- **SHORT TASK**:
Set the data down again, exactly as it reads, but without the pictures.

**********

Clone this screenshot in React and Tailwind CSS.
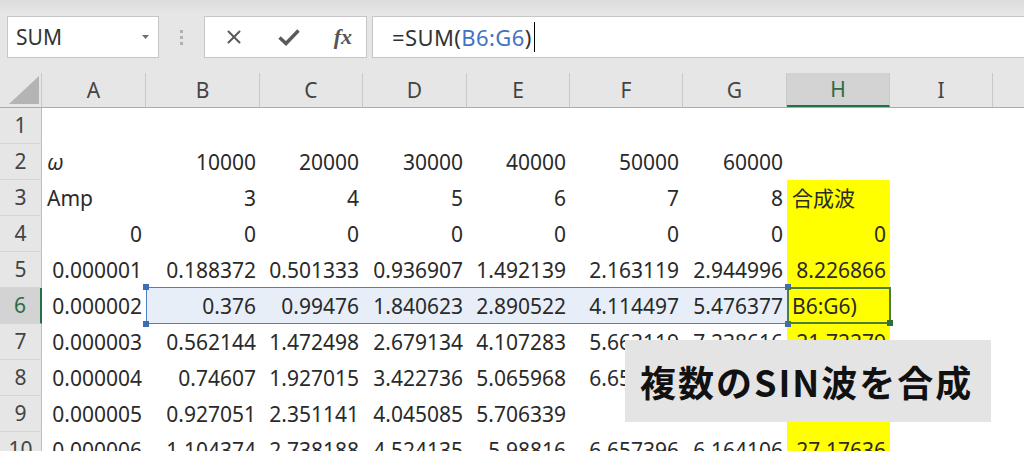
import { X } from "lucide-react";

const cols = [
  { l: "A", w: 104 },
  { l: "B", w: 114 },
  { l: "C", w: 103 },
  { l: "D", w: 104 },
  { l: "E", w: 103 },
  { l: "F", w: 113 },
  { l: "G", w: 104 },
  { l: "H", w: 103 },
  { l: "I", w: 103 },
  { l: "J", w: 100 },
];

// one array per row, columns A..H; objects are left-aligned text
const rows = [
  [],
  [{ t: "ω", italic: true }, "10000", "20000", "30000", "40000", "50000", "60000", ""],
  [{ t: "Amp" }, "3", "4", "5", "6", "7", "8", { t: "合成波" }],
  ["0", "0", "0", "0", "0", "0", "0", "0"],
  ["0.000001", "0.188372", "0.501333", "0.936907", "1.492139", "2.163119", "2.944996", "8.226866"],
  ["0.000002", "0.376", "0.99476", "1.840623", "2.890522", "4.114497", "5.476377", { t: "B6:G6)" }],
  ["0.000003", "0.562144", "1.472498", "2.679134", "4.107283", "5.663119", "7.238616", "21.72279"],
  ["0.000004", "0.74607", "1.927015", "3.422736", "5.065968", "6.659197", "", ""],
  ["0.000005", "0.927051", "2.351141", "4.045085", "5.706339", "", "", ""],
  ["0.000006", "1.104374", "2.738188", "4.524135", "5.98816", "6.657396", "6.164106", "27.17636"],
];

const Cell = ({ value, w, row, col }) => {
  const yellow = col === 7 && row >= 3;
  const selected = row === 6 && col >= 1 && col <= 6;
  let bg = "bg-white";
  if (yellow) bg = "bg-[#ffff00]";
  if (selected) bg = "bg-[#e8eef8]";
  const isText = value && typeof value === "object";
  return (
    <div
      style={{ width: w }}
      className={`h-[36px] shrink-0 flex items-center ${bg} ${
        isText ? "justify-start pl-[5px]" : "justify-end pr-[4px]"
      }`}
    >
      {isText ? (
        <span className={value.italic ? "italic" : ""}>{value.t}</span>
      ) : (
        <span>{value}</span>
      )}
    </div>
  );
};

const App = () => {
  return (
    <div className="w-[1024px] h-[451px] overflow-hidden relative bg-[#e6e6e6] font-['Noto_Sans','Noto_Sans_CJK_JP',sans-serif] text-[21px] leading-none text-[#2a2a2a]">
      {/* ribbon edge */}
      <div className="h-[16px] bg-gradient-to-b from-[#dcdcdc] to-[#e8e8e8]" />

      {/* formula bar */}
      <div className="h-[42px] flex items-stretch">
        <div className="ml-[7px] w-[152px] bg-white border border-[#c6c6c6] flex items-center justify-between pl-[8px] pr-[9px]">
          <span className="text-[21px] text-[#333]">SUM</span>
          <svg width="7" height="4" viewBox="0 0 7 4">
            <path d="M0 0 L7 0 L3.5 4 Z" fill="#707070" />
          </svg>
        </div>
        <div className="w-[45px] flex flex-col items-center justify-center gap-[3px]">
          <div className="w-[3px] h-[3px] bg-[#b0b0b0]" />
          <div className="w-[3px] h-[3px] bg-[#b0b0b0]" />
          <div className="w-[3px] h-[3px] bg-[#b0b0b0]" />
        </div>
        <div className="w-[163px] bg-white border border-[#c6c6c6] flex items-center justify-between pl-[18px] pr-[14px]">
          <X size={22} strokeWidth={2.2} color="#5a5a5a" />
          <svg width="22" height="18" viewBox="0 0 22 18">
            <path d="M1.5 9.5 L8 15.5 L20.5 2.5" fill="none" stroke="#5a5a5a" strokeWidth="3.4" strokeLinejoin="miter" />
          </svg>
          <span className="font-['Liberation_Serif',serif] italic font-bold text-[22px] text-[#555]">fx</span>
        </div>
        <div className="ml-[5px] flex-1 bg-white border border-[#c6c6c6] border-r-0 flex items-center pl-[19px]">
          <span className="text-[22px] tracking-[0.4px] text-[#333]">
            =SUM(<span className="text-[#4472c4]">B6:G6</span>)
          </span>
          <div className="w-px h-[30px] bg-black ml-[2px]" />
        </div>
      </div>

      <div className="h-[15px]" />

      {/* column headers */}
      <div className="h-[35px] flex border-b border-[#ababab]">
        <div className="w-[42px] shrink-0 flex items-end justify-end pr-[2px] pb-[3px] border-r border-[#c9c9c9]">
          <svg width="30" height="28" viewBox="0 0 30 28">
            <path d="M30 0 L30 28 L0 28 Z" fill="#b4b4b4" />
          </svg>
        </div>
        {cols.map((c) => (
          <div
            key={c.l}
            style={{ width: c.w }}
            className={`shrink-0 flex items-center justify-center border-r border-[#c9c9c9] text-[21px] ${
              c.l === "H"
                ? "bg-[#d3d3d3] text-[#2f6b45] border-b-2 border-b-[#217346]"
                : "text-[#444]"
            }`}
          >
            {c.l}
          </div>
        ))}
      </div>

      {/* grid */}
      <div className="flex flex-col">
        {rows.map((r, i) => {
          const row = i + 1;
          return (
            <div key={row} className="flex h-[36px]">
              <div
                className={`w-[42px] shrink-0 flex items-center justify-center border-b border-[#d4d4d4] ${
                  row === 6
                    ? "bg-[#d3d3d3] text-[#2f6b45] border-r-2 border-r-[#217346]"
                    : "bg-[#e6e6e6] text-[#444] border-r border-r-[#bdbdbd]"
                }`}
              >
                {row}
              </div>
              {cols.map((c, ci) => (
                <Cell key={c.l} value={r[ci] ?? ""} w={c.w} row={row} col={ci} />
              ))}
            </div>
          );
        })}
      </div>

      {/* range reference B6:G6 */}
      <div className="absolute left-[146px] top-[287px] w-[642px] h-[37px] border-[1.5px] border-[#4f7fc0] pointer-events-none">
        <div className="absolute -left-[4px] -top-[4px] w-[6px] h-[6px] bg-[#3e6db3]" />
        <div className="absolute -right-[4px] -top-[4px] w-[6px] h-[6px] bg-[#3e6db3]" />
        <div className="absolute -left-[4px] -bottom-[4px] w-[6px] h-[6px] bg-[#3e6db3]" />
        <div className="absolute -right-[4px] -bottom-[4px] w-[6px] h-[6px] bg-[#3e6db3]" />
      </div>

      {/* active cell H6 */}
      <div className="absolute left-[787px] top-[287px] w-[104px] h-[37px] border-2 border-[#4c7d3a] pointer-events-none">
        <div className="absolute -right-[4px] -bottom-[4px] w-[6px] h-[6px] bg-[#2f6e3a]" />
      </div>

      {/* caption */}
      <div className="absolute left-[625px] top-[340px] w-[366px] h-[82px] bg-[#e4e4e4] flex items-center pl-[15px]">
        <span className="font-['Noto_Sans_CJK_JP',sans-serif] font-bold text-[36px] tracking-[2px] text-[#111]">
          複数のSIN波を合成
        </span>
      </div>
    </div>
  );
};

export default App;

**********

- **COMPLETE ANSWER**:
Clone this screenshot in React and Tailwind CSS.
import { X } from "lucide-react";

const cols = [
  { l: "A", w: 104 },
  { l: "B", w: 114 },
  { l: "C", w: 103 },
  { l: "D", w: 104 },
  { l: "E", w: 103 },
  { l: "F", w: 113 },
  { l: "G", w: 104 },
  { l: "H", w: 103 },
  { l: "I", w: 103 },
  { l: "J", w: 100 },
];

// one array per row, columns A..H; objects are left-aligned text
const rows = [
  [],
  [{ t: "ω", italic: true }, "10000", "20000", "30000", "40000", "50000", "60000", ""],
  [{ t: "Amp" }, "3", "4", "5", "6", "7", "8", { t: "合成波" }],
  ["0", "0", "0", "0", "0", "0", "0", "0"],
  ["0.000001", "0.188372", "0.501333", "0.936907", "1.492139", "2.163119", "2.944996", "8.226866"],
  ["0.000002", "0.376", "0.99476", "1.840623", "2.890522", "4.114497", "5.476377", { t: "B6:G6)" }],
  ["0.000003", "0.562144", "1.472498", "2.679134", "4.107283", "5.663119", "7.238616", "21.72279"],
  ["0.000004", "0.74607", "1.927015", "3.422736", "5.065968", "6.659197", "", ""],
  ["0.000005", "0.927051", "2.351141", "4.045085", "5.706339", "", "", ""],
  ["0.000006", "1.104374", "2.738188", "4.524135", "5.98816", "6.657396", "6.164106", "27.17636"],
];

const Cell = ({ value, w, row, col }) => {
  const yellow = col === 7 && row >= 3;
  const selected = row === 6 && col >= 1 && col <= 6;
  let bg = "bg-white";
  if (yellow) bg = "bg-[#ffff00]";
  if (selected) bg = "bg-[#e8eef8]";
  const isText = value && typeof value === "object";
  return (
    <div
      style={{ width: w }}
      className={`h-[36px] shrink-0 flex items-center ${bg} ${
        isText ? "justify-start pl-[5px]" : "justify-end pr-[4px]"
      }`}
    >
      {isText ? (
        <span className={value.italic ? "italic" : ""}>{value.t}</span>
      ) : (
        <span>{value}</span>
      )}
    </div>
  );
};

const App = () => {
  return (
    <div className="w-[1024px] h-[451px] overflow-hidden relative bg-[#e6e6e6] font-['Noto_Sans','Noto_Sans_CJK_JP',sans-serif] text-[21px] leading-none text-[#2a2a2a]">
      {/* ribbon edge */}
      <div className="h-[16px] bg-gradient-to-b from-[#dcdcdc] to-[#e8e8e8]" />

      {/* formula bar */}
      <div className="h-[42px] flex items-stretch">
        <div className="ml-[7px] w-[152px] bg-white border border-[#c6c6c6] flex items-center justify-between pl-[8px] pr-[9px]">
          <span className="text-[21px] text-[#333]">SUM</span>
          <svg width="7" height="4" viewBox="0 0 7 4">
            <path d="M0 0 L7 0 L3.5 4 Z" fill="#707070" />
          </svg>
        </div>
        <div className="w-[45px] flex flex-col items-center justify-center gap-[3px]">
          <div className="w-[3px] h-[3px] bg-[#b0b0b0]" />
          <div className="w-[3px] h-[3px] bg-[#b0b0b0]" />
          <div className="w-[3px] h-[3px] bg-[#b0b0b0]" />
        </div>
        <div className="w-[163px] bg-white border border-[#c6c6c6] flex items-center justify-between pl-[18px] pr-[14px]">
          <X size={22} strokeWidth={2.2} color="#5a5a5a" />
          <svg width="22" height="18" viewBox="0 0 22 18">
            <path d="M1.5 9.5 L8 15.5 L20.5 2.5" fill="none" stroke="#5a5a5a" strokeWidth="3.4" strokeLinejoin="miter" />
          </svg>
          <span className="font-['Liberation_Serif',serif] italic font-bold text-[22px] text-[#555]">fx</span>
        </div>
        <div className="ml-[5px] flex-1 bg-white border border-[#c6c6c6] border-r-0 flex items-center pl-[19px]">
          <span className="text-[22px] tracking-[0.4px] text-[#333]">
            =SUM(<span className="text-[#4472c4]">B6:G6</span>)
          </span>
          <div className="w-px h-[30px] bg-black ml-[2px]" />
        </div>
      </div>

      <div className="h-[15px]" />

      {/* column headers */}
      <div className="h-[35px] flex border-b border-[#ababab]">
        <div className="w-[42px] shrink-0 flex items-end justify-end pr-[2px] pb-[3px] border-r border-[#c9c9c9]">
          <svg width="30" height="28" viewBox="0 0 30 28">
            <path d="M30 0 L30 28 L0 28 Z" fill="#b4b4b4" />
          </svg>
        </div>
        {cols.map((c) => (
          <div
            key={c.l}
            style={{ width: c.w }}
            className={`shrink-0 flex items-center justify-center border-r border-[#c9c9c9] text-[21px] ${
              c.l === "H"
                ? "bg-[#d3d3d3] text-[#2f6b45] border-b-2 border-b-[#217346]"
                : "text-[#444]"
            }`}
          >
            {c.l}
          </div>
        ))}
      </div>

      {/* grid */}
      <div className="flex flex-col">
        {rows.map((r, i) => {
          const row = i + 1;
          return (
            <div key={row} className="flex h-[36px]">
              <div
                className={`w-[42px] shrink-0 flex items-center justify-center border-b border-[#d4d4d4] ${
                  row === 6
                    ? "bg-[#d3d3d3] text-[#2f6b45] border-r-2 border-r-[#217346]"
                    : "bg-[#e6e6e6] text-[#444] border-r border-r-[#bdbdbd]"
                }`}
              >
                {row}
              </div>
              {cols.map((c, ci) => (
                <Cell key={c.l} value={r[ci] ?? ""} w={c.w} row={row} col={ci} />
              ))}
            </div>
          );
        })}
      </div>

      {/* range reference B6:G6 */}
      <div className="absolute left-[146px] top-[287px] w-[642px] h-[37px] border-[1.5px] border-[#4f7fc0] pointer-events-none">
        <div className="absolute -left-[4px] -top-[4px] w-[6px] h-[6px] bg-[#3e6db3]" />
        <div className="absolute -right-[4px] -top-[4px] w-[6px] h-[6px] bg-[#3e6db3]" />
        <div className="absolute -left-[4px] -bottom-[4px] w-[6px] h-[6px] bg-[#3e6db3]" />
        <div className="absolute -right-[4px] -bottom-[4px] w-[6px] h-[6px] bg-[#3e6db3]" />
      </div>

      {/* active cell H6 */}
      <div className="absolute left-[787px] top-[287px] w-[104px] h-[37px] border-2 border-[#4c7d3a] pointer-events-none">
        <div className="absolute -right-[4px] -bottom-[4px] w-[6px] h-[6px] bg-[#2f6e3a]" />
      </div>

      {/* caption */}
      <div className="absolute left-[625px] top-[340px] w-[366px] h-[82px] bg-[#e4e4e4] flex items-center pl-[15px]">
        <span className="font-['Noto_Sans_CJK_JP',sans-serif] font-bold text-[36px] tracking-[2px] text-[#111]">
          複数のSIN波を合成
        </span>
      </div>
    </div>
  );
};

export default App;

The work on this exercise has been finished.